-- EXERCISE --
Count how many lines in the material below hold the word "this"; the reply is that number alone.

(Code that builds pages)
----

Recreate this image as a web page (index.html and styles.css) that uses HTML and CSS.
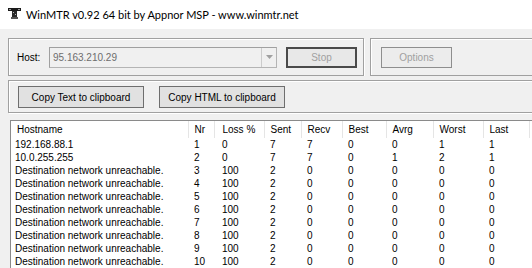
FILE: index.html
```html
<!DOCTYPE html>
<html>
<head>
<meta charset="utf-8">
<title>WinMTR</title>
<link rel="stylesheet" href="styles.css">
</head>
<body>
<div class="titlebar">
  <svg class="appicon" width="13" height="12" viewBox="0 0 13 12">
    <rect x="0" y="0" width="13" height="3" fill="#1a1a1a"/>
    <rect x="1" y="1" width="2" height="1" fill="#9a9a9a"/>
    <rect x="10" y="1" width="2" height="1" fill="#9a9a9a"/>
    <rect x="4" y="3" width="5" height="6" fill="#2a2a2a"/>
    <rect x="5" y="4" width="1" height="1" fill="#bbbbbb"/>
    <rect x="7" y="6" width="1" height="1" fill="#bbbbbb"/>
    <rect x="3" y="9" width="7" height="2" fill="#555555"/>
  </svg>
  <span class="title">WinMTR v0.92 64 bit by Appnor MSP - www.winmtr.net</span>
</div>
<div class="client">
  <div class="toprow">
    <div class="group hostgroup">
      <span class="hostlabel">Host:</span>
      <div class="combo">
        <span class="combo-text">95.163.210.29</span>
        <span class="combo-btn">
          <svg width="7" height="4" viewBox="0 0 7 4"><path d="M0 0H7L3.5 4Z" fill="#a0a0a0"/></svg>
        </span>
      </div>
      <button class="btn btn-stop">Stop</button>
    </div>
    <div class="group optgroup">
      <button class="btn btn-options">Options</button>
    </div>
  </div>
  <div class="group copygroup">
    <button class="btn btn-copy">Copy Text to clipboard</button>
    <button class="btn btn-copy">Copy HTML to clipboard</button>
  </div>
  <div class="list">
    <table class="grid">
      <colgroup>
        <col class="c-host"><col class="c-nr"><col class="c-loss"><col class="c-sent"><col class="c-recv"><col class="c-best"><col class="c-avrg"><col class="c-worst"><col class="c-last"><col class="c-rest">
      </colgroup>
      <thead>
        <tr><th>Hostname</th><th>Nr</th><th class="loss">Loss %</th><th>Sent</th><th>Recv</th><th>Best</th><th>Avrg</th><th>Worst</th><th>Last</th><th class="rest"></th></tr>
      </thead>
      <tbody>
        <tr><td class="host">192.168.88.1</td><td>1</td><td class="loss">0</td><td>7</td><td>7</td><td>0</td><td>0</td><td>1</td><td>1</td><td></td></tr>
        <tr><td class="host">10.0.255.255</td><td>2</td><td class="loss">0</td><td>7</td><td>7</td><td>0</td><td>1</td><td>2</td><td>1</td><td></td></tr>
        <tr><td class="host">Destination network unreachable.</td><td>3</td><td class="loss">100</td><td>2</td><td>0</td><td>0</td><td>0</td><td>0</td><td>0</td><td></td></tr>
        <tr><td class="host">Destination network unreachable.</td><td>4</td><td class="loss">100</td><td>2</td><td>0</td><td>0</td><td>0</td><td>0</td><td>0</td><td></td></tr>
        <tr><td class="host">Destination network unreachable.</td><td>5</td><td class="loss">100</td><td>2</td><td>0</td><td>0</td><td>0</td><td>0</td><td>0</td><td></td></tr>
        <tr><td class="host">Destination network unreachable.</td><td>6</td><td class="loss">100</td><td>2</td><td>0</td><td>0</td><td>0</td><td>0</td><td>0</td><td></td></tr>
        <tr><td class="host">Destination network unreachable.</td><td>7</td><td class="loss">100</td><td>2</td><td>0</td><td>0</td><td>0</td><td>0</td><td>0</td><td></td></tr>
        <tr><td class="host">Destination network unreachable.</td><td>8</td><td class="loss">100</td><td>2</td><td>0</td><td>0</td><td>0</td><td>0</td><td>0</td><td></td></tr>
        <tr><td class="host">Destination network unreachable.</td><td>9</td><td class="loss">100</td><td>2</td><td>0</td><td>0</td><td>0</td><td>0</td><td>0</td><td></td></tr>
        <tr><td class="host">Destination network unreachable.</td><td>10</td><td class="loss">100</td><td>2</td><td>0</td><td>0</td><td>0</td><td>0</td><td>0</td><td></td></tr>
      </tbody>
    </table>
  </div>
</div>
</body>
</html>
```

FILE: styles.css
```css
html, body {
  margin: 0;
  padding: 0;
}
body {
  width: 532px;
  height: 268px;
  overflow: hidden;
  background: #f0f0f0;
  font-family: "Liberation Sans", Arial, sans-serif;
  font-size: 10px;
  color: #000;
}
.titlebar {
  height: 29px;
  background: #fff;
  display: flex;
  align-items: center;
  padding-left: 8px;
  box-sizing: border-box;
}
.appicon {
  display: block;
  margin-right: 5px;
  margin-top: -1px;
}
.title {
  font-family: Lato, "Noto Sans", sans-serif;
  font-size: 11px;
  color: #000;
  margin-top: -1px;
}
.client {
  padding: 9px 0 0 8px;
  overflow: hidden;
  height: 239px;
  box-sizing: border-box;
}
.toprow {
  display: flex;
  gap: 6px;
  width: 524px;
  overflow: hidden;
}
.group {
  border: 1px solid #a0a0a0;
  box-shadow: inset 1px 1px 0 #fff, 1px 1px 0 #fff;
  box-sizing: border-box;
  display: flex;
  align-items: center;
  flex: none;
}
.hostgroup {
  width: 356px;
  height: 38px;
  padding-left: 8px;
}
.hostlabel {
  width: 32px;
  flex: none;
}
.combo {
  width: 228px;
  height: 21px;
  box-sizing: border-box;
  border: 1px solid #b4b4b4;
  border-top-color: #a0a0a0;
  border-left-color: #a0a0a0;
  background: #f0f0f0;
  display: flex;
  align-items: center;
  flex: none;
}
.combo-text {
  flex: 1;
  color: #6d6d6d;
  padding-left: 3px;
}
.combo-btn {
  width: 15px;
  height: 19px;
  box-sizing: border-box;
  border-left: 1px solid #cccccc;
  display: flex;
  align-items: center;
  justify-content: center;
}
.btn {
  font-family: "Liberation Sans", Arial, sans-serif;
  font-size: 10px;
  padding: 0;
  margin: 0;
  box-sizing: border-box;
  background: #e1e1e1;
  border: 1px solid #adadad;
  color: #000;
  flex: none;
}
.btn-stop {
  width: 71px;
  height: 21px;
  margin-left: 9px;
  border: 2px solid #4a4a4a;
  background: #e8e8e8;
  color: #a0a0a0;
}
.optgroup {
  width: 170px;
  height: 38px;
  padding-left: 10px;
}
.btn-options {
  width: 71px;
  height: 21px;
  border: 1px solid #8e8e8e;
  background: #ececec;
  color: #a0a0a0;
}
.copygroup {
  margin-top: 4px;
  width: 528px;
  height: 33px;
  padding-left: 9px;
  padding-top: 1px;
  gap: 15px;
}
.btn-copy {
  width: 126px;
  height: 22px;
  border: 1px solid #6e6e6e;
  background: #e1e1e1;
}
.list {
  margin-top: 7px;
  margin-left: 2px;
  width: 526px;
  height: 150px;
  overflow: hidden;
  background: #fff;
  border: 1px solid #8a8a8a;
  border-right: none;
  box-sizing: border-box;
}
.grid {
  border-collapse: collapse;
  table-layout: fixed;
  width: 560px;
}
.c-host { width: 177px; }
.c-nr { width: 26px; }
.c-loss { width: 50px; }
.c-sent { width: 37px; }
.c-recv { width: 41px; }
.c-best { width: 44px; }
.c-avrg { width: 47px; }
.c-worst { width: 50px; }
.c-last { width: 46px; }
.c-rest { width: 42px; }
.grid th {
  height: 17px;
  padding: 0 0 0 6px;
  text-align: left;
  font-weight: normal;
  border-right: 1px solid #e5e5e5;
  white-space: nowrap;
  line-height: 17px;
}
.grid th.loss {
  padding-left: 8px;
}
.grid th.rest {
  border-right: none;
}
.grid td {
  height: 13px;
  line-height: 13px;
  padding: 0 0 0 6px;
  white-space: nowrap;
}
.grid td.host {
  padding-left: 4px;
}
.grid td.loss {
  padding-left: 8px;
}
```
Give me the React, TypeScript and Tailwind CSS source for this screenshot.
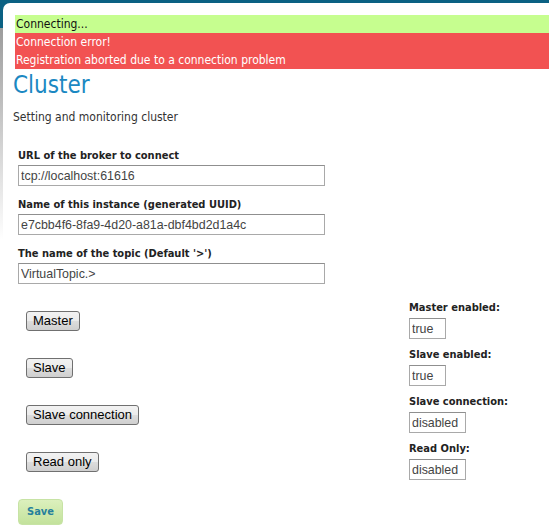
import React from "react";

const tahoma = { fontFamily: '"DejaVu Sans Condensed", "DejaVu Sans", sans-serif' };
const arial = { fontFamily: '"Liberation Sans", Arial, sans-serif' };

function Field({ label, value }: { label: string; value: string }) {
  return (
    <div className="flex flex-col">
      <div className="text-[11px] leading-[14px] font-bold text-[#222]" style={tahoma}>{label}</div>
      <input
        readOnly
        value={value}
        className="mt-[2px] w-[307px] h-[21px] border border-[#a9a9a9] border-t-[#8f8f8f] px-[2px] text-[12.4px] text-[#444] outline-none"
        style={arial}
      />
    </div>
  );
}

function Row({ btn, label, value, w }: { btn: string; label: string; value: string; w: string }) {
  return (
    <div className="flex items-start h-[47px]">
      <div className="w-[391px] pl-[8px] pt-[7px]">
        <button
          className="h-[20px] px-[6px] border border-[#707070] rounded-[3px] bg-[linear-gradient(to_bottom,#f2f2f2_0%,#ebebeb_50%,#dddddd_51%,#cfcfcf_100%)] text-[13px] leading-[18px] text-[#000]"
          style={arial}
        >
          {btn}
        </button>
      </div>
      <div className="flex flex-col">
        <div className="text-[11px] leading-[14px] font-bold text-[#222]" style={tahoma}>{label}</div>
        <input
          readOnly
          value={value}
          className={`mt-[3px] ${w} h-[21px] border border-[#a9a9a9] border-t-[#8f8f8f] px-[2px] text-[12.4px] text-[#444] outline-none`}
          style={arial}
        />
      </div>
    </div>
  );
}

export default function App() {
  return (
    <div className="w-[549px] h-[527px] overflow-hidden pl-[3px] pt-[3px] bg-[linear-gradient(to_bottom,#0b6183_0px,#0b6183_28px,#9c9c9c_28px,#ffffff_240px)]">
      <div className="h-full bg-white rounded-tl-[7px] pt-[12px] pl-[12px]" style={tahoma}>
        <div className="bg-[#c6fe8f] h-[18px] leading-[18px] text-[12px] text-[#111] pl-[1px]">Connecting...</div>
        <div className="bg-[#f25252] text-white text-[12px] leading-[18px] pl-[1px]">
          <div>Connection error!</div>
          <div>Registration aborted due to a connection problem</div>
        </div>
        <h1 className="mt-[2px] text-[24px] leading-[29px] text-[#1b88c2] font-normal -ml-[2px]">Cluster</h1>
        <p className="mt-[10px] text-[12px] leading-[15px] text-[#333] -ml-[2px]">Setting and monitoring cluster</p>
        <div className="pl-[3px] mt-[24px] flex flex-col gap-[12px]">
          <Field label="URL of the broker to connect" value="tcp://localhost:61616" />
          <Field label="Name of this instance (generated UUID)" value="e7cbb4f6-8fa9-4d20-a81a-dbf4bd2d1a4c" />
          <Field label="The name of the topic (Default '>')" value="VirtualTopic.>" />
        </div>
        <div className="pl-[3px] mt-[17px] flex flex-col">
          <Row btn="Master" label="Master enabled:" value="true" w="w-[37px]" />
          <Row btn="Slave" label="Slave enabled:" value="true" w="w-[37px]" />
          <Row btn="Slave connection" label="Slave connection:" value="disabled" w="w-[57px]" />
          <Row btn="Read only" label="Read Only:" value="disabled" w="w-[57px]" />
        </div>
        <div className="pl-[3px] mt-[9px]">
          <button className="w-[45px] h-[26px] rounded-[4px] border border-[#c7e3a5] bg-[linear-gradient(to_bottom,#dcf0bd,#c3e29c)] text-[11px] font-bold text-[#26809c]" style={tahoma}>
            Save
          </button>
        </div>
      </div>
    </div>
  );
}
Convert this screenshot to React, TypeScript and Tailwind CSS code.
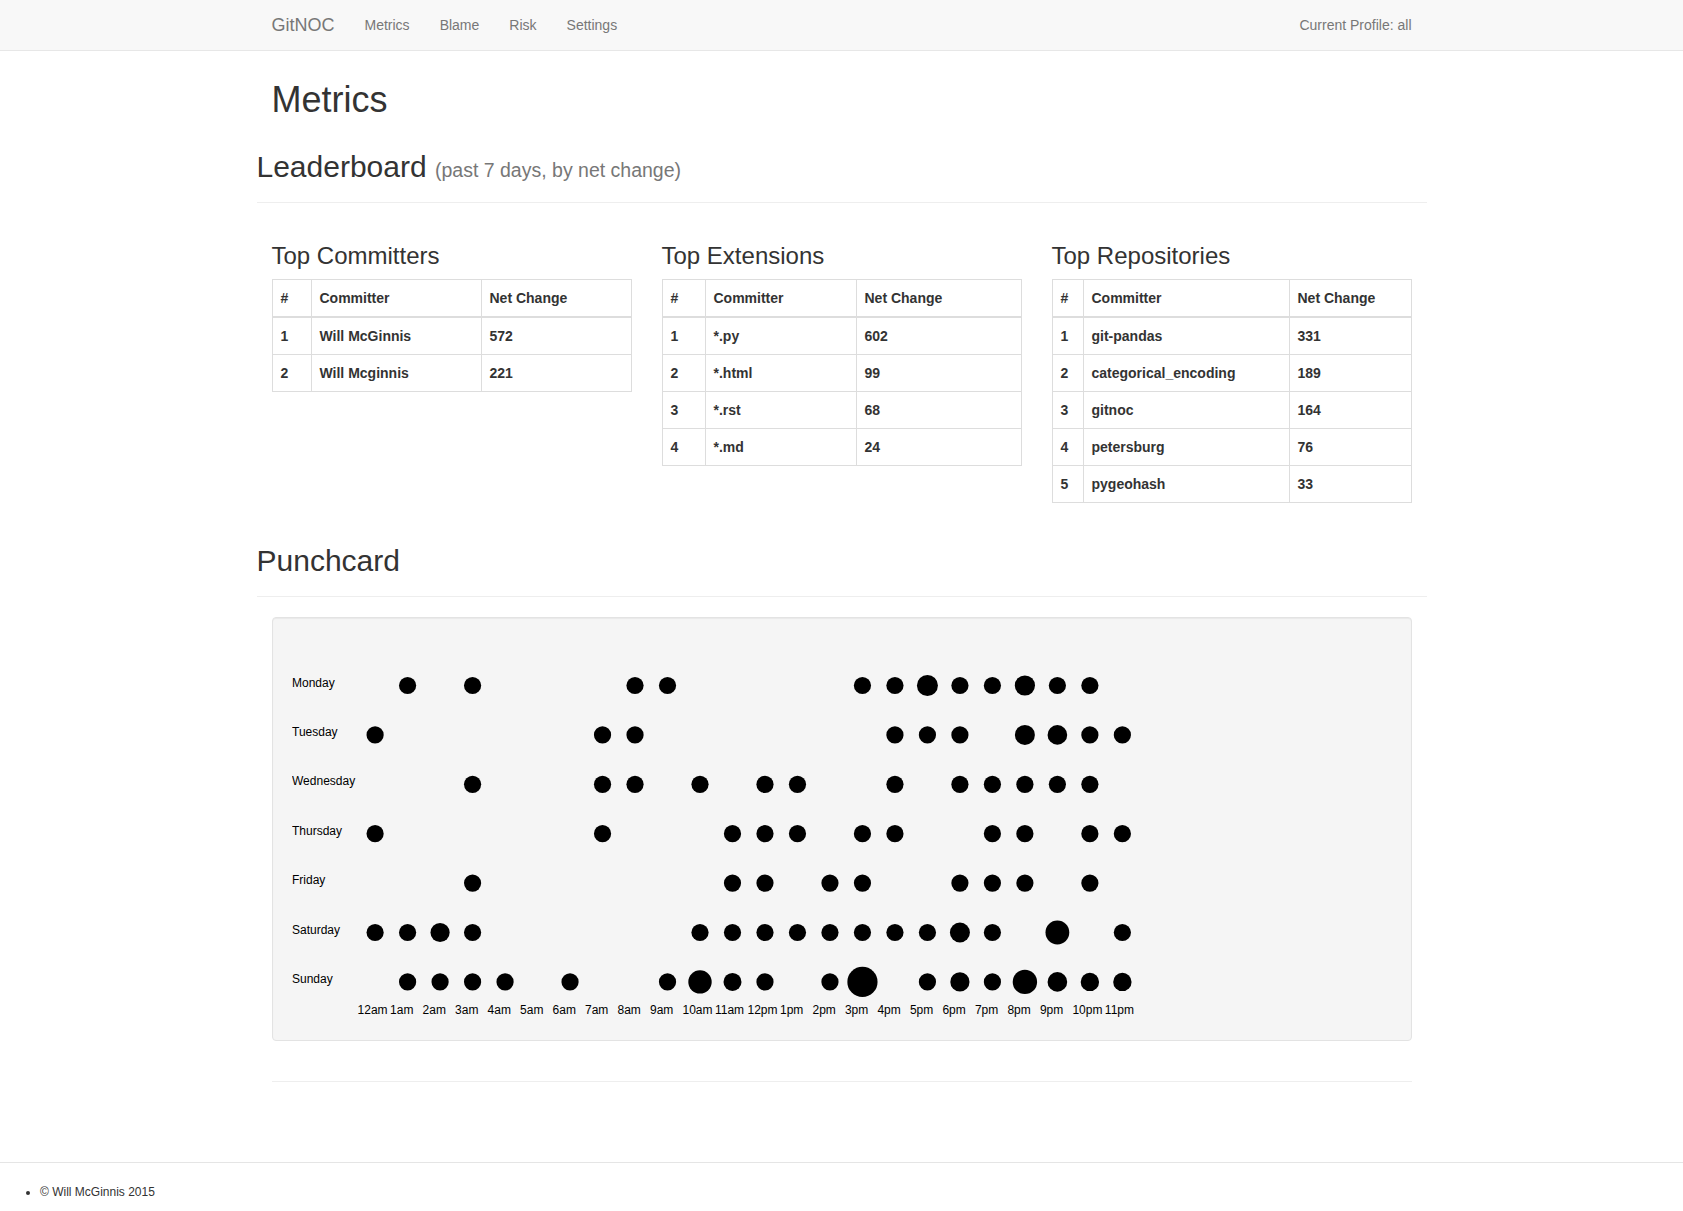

----

-- ANSWER FOR THE TASK --
4